### Given exercise
Isolate every line in the data with the string "code" and copy it.

-- Start of Provided data --

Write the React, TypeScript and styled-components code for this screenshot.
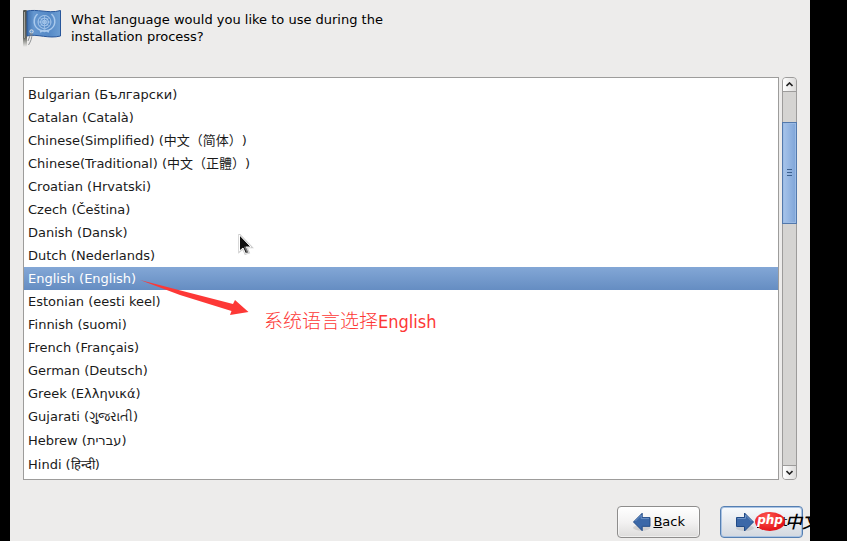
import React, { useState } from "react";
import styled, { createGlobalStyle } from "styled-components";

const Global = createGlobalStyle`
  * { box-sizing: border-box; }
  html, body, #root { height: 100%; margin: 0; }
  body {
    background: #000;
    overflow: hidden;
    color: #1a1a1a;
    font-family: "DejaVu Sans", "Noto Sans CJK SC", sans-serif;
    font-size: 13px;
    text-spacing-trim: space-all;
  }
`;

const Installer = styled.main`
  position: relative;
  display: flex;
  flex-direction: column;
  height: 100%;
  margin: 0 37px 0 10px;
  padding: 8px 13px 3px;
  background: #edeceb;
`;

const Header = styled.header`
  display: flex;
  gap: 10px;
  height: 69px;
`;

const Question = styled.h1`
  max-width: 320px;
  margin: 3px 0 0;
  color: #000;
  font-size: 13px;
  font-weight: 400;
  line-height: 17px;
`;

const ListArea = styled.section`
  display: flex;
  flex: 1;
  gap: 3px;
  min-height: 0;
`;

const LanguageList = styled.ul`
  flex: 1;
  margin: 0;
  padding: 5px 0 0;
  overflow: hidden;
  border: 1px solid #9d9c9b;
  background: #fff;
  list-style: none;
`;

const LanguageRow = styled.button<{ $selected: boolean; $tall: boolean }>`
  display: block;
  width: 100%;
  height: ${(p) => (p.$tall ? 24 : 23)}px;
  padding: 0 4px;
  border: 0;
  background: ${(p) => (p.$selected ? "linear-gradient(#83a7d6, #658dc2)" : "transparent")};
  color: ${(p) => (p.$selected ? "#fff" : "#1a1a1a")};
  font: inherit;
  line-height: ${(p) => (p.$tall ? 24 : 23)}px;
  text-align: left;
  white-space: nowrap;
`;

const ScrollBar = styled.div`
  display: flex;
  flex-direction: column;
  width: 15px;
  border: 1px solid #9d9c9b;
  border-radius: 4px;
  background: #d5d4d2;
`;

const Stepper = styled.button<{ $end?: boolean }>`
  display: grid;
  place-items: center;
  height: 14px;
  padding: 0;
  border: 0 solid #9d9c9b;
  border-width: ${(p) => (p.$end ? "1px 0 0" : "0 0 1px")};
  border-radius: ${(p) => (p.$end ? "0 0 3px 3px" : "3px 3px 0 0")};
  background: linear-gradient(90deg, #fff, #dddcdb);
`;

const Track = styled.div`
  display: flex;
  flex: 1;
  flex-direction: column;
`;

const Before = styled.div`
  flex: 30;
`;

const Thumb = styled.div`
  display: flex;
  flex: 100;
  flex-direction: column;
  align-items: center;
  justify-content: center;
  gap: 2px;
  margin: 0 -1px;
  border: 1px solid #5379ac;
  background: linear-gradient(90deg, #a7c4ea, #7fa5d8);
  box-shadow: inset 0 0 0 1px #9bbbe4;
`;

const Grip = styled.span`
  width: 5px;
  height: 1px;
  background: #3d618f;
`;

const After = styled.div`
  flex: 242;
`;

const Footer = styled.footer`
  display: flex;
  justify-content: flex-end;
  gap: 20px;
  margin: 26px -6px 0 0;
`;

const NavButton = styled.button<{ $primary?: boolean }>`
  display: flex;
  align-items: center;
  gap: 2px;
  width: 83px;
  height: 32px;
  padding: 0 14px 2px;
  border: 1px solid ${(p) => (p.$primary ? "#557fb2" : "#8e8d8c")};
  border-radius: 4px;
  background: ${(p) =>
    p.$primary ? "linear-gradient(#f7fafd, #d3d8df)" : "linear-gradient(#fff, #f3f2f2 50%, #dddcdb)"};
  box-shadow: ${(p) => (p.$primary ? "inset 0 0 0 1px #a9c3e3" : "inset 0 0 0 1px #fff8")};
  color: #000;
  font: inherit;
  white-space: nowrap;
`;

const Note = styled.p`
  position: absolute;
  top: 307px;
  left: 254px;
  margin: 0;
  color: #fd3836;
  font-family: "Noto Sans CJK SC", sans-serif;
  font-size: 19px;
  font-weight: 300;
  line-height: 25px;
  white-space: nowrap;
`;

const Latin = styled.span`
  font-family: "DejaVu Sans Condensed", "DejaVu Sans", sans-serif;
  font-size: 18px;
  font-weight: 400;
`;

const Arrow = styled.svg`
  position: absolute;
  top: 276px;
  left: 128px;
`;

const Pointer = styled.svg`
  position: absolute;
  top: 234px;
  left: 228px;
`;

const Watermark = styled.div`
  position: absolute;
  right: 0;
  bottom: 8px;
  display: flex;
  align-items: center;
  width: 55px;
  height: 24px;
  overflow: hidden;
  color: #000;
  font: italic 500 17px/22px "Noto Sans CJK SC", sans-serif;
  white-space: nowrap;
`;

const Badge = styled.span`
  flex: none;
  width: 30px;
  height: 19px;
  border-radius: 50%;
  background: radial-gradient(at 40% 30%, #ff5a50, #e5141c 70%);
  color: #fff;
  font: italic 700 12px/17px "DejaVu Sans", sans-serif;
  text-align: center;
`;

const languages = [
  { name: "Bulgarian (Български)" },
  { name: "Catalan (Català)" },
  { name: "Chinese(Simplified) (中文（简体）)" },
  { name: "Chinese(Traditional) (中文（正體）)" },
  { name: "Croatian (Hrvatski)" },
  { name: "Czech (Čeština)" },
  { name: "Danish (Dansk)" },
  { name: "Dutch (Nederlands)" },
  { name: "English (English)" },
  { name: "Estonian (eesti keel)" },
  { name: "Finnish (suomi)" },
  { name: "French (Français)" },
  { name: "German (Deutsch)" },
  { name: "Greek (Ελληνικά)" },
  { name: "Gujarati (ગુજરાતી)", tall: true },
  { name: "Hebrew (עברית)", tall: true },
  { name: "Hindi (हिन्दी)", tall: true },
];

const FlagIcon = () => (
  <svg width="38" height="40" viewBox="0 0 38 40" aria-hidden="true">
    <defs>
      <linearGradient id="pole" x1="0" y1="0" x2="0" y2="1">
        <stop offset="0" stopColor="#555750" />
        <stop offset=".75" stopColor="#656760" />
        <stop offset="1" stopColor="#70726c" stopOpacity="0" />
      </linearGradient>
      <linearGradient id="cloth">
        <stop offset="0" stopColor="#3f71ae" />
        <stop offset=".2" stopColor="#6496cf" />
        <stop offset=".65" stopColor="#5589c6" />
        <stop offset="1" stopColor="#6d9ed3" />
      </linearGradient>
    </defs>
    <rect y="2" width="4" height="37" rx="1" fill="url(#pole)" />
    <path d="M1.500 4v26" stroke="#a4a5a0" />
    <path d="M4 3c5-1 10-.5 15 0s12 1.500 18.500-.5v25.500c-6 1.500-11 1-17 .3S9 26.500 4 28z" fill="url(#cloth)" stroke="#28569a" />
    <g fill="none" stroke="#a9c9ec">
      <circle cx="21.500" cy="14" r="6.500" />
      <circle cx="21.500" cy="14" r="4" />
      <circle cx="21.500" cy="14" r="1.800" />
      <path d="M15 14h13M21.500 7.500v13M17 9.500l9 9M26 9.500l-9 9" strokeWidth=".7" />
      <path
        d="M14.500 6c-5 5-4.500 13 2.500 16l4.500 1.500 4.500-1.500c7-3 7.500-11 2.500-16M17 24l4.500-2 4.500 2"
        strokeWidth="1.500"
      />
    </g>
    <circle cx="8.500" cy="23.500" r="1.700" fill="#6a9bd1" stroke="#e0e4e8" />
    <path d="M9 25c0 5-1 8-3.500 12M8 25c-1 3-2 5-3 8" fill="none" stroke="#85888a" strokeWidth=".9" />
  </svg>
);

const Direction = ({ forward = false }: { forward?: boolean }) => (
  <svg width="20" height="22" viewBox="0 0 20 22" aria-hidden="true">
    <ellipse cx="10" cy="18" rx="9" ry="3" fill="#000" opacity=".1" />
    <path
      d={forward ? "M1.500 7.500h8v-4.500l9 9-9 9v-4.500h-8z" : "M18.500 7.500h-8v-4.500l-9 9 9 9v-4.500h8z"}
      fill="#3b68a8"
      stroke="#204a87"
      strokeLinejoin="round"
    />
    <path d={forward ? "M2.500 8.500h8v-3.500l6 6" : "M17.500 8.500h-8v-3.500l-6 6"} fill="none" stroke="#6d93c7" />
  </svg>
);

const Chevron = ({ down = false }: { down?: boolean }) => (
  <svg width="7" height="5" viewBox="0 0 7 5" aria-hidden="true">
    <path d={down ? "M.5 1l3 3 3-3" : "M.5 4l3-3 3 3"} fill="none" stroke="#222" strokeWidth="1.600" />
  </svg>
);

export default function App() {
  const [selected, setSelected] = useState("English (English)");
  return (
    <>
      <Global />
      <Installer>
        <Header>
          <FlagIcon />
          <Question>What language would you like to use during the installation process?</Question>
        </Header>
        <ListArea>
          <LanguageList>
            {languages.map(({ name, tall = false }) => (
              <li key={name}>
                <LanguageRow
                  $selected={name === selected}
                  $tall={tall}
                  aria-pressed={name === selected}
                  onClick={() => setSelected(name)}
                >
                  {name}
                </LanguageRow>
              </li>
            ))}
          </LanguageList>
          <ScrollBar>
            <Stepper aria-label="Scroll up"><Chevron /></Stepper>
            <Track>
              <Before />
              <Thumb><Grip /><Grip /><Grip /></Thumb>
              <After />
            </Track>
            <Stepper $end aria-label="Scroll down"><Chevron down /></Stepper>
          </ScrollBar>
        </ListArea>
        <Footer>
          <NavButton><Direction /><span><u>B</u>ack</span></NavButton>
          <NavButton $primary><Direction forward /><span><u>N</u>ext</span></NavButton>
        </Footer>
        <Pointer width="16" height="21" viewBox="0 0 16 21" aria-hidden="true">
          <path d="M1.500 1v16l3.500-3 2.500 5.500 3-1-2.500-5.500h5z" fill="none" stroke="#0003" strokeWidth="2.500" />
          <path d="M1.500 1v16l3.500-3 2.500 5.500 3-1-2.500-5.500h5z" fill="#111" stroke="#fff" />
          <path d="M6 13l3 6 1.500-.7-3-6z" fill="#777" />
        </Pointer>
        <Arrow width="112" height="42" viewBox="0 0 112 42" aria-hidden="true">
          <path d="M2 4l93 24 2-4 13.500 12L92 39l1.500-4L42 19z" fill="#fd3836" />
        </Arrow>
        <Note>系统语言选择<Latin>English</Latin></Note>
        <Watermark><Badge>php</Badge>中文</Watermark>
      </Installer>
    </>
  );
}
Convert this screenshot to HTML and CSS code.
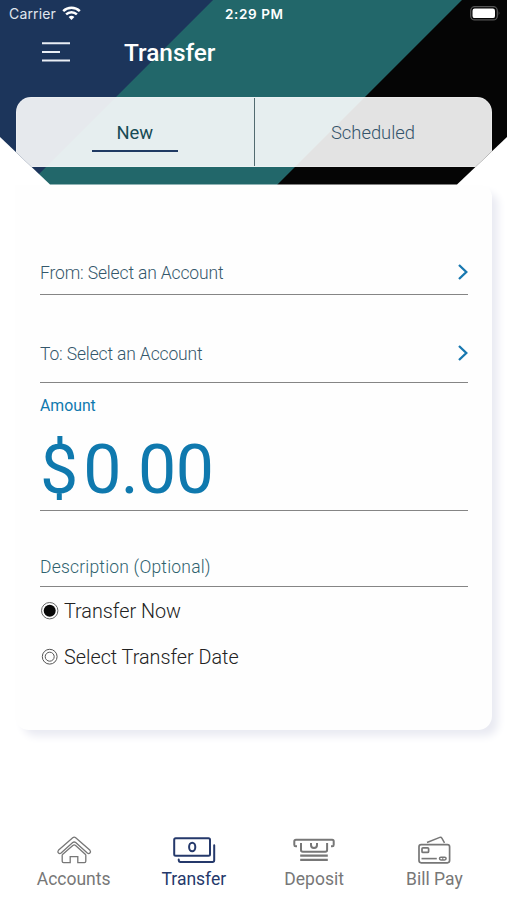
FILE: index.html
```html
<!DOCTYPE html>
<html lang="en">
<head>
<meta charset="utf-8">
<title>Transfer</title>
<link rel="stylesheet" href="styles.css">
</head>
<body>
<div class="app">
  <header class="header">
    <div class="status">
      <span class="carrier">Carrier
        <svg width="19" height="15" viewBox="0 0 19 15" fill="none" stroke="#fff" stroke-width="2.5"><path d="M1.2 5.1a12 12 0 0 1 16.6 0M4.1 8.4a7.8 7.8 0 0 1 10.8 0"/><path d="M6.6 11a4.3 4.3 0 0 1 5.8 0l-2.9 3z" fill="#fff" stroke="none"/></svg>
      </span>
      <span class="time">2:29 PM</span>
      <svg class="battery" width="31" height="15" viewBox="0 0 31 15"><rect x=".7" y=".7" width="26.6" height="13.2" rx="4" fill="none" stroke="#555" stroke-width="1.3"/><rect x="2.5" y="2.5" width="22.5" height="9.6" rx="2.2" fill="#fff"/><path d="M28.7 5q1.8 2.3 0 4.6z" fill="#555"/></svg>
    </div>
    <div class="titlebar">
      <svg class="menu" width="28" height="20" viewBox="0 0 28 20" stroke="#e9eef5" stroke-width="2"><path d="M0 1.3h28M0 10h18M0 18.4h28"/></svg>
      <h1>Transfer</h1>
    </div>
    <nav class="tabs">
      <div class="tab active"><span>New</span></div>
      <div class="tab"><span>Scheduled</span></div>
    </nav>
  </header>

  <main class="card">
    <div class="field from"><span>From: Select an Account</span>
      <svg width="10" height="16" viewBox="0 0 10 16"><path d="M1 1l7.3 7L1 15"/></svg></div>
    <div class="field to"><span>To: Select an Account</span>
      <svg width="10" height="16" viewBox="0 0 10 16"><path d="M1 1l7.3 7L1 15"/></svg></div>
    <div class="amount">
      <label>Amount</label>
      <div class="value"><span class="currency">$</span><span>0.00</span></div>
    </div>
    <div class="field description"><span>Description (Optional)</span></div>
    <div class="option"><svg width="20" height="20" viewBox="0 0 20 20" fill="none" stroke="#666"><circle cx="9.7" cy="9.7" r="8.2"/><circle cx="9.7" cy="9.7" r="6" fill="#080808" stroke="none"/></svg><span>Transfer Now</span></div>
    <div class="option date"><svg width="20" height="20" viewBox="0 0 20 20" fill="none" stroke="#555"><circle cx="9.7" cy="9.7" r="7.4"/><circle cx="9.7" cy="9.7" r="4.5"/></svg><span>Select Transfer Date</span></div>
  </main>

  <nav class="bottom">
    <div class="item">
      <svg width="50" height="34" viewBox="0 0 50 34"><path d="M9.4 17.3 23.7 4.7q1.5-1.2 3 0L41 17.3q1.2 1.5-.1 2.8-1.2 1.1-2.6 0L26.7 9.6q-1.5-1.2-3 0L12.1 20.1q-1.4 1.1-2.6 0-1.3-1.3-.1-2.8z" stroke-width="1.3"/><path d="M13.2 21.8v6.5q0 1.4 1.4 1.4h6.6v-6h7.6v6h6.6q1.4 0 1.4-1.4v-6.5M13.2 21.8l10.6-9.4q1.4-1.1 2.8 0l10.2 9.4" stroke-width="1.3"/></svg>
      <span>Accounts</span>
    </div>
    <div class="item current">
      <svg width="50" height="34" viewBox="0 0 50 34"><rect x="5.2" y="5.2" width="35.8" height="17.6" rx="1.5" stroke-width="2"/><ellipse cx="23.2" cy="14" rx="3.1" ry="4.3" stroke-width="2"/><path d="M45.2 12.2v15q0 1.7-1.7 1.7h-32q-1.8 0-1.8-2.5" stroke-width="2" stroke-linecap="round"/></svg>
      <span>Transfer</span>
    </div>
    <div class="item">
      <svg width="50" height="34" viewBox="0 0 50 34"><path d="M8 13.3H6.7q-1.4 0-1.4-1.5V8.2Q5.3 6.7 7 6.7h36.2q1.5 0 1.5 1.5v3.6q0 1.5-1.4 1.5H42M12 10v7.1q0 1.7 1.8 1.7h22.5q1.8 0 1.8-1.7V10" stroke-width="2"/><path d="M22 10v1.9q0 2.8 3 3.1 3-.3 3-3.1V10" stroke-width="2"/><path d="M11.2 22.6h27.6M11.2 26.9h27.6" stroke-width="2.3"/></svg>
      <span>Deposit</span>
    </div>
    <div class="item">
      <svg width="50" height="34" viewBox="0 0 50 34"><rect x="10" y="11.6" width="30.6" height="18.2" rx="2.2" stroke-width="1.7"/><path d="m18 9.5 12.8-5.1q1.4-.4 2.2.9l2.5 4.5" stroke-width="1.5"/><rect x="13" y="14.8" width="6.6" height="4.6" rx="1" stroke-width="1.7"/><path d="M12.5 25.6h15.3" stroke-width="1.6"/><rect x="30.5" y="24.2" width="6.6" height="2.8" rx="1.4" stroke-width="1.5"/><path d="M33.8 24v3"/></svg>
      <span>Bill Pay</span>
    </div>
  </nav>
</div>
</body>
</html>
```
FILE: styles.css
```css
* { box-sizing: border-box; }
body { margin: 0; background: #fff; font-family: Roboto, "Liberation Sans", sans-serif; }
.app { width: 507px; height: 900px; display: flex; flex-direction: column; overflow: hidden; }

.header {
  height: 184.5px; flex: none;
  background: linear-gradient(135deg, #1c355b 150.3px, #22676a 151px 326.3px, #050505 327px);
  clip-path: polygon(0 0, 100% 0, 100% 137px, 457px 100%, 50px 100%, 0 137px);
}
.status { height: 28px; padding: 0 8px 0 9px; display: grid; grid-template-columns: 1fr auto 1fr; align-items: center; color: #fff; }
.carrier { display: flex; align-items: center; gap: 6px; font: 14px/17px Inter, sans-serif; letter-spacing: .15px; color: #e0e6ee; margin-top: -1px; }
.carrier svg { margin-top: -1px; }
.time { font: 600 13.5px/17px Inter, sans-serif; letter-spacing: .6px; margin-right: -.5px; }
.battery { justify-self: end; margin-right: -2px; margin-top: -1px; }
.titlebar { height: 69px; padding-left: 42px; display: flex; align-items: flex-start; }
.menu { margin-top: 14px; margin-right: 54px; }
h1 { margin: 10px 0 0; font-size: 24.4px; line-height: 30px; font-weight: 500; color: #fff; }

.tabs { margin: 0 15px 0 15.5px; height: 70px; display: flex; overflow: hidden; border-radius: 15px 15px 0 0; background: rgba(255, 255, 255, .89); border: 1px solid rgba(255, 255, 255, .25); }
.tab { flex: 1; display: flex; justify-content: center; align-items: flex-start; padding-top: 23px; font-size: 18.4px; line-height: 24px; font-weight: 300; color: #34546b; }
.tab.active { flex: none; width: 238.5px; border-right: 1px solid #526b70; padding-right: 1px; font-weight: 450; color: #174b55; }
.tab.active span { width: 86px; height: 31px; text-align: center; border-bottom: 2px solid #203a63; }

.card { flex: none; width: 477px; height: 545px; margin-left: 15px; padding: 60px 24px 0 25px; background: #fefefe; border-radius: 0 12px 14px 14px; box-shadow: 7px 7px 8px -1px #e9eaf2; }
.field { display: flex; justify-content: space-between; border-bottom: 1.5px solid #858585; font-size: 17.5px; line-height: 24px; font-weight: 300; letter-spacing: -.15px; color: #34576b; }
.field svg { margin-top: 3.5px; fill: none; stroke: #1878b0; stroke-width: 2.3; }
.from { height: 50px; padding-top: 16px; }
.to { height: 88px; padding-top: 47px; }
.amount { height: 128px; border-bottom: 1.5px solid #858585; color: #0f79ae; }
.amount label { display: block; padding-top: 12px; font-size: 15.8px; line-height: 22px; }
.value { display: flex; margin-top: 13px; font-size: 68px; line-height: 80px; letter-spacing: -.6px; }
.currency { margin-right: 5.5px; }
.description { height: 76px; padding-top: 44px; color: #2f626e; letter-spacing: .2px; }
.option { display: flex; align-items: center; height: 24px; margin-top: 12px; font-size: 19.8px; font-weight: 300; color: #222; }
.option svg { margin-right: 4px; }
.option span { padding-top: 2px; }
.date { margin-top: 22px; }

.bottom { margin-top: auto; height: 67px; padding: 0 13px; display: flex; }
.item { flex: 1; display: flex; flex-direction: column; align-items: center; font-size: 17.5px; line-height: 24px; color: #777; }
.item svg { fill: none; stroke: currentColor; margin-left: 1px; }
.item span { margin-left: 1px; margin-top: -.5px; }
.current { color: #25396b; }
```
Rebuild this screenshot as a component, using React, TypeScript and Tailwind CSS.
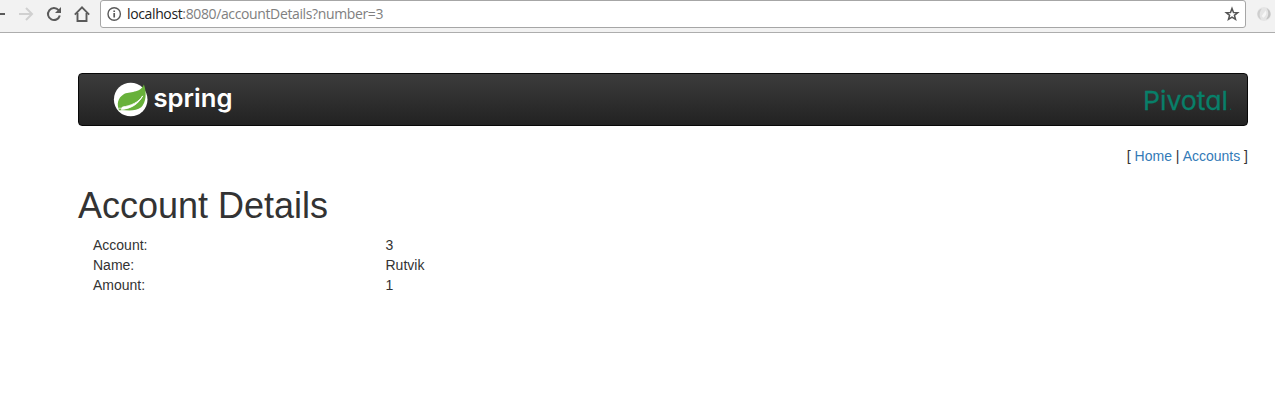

-- End of Provided data --

### Full solution
Write the React, TypeScript and styled-components code for this screenshot.
Convert this screenshot to HTML and CSS code.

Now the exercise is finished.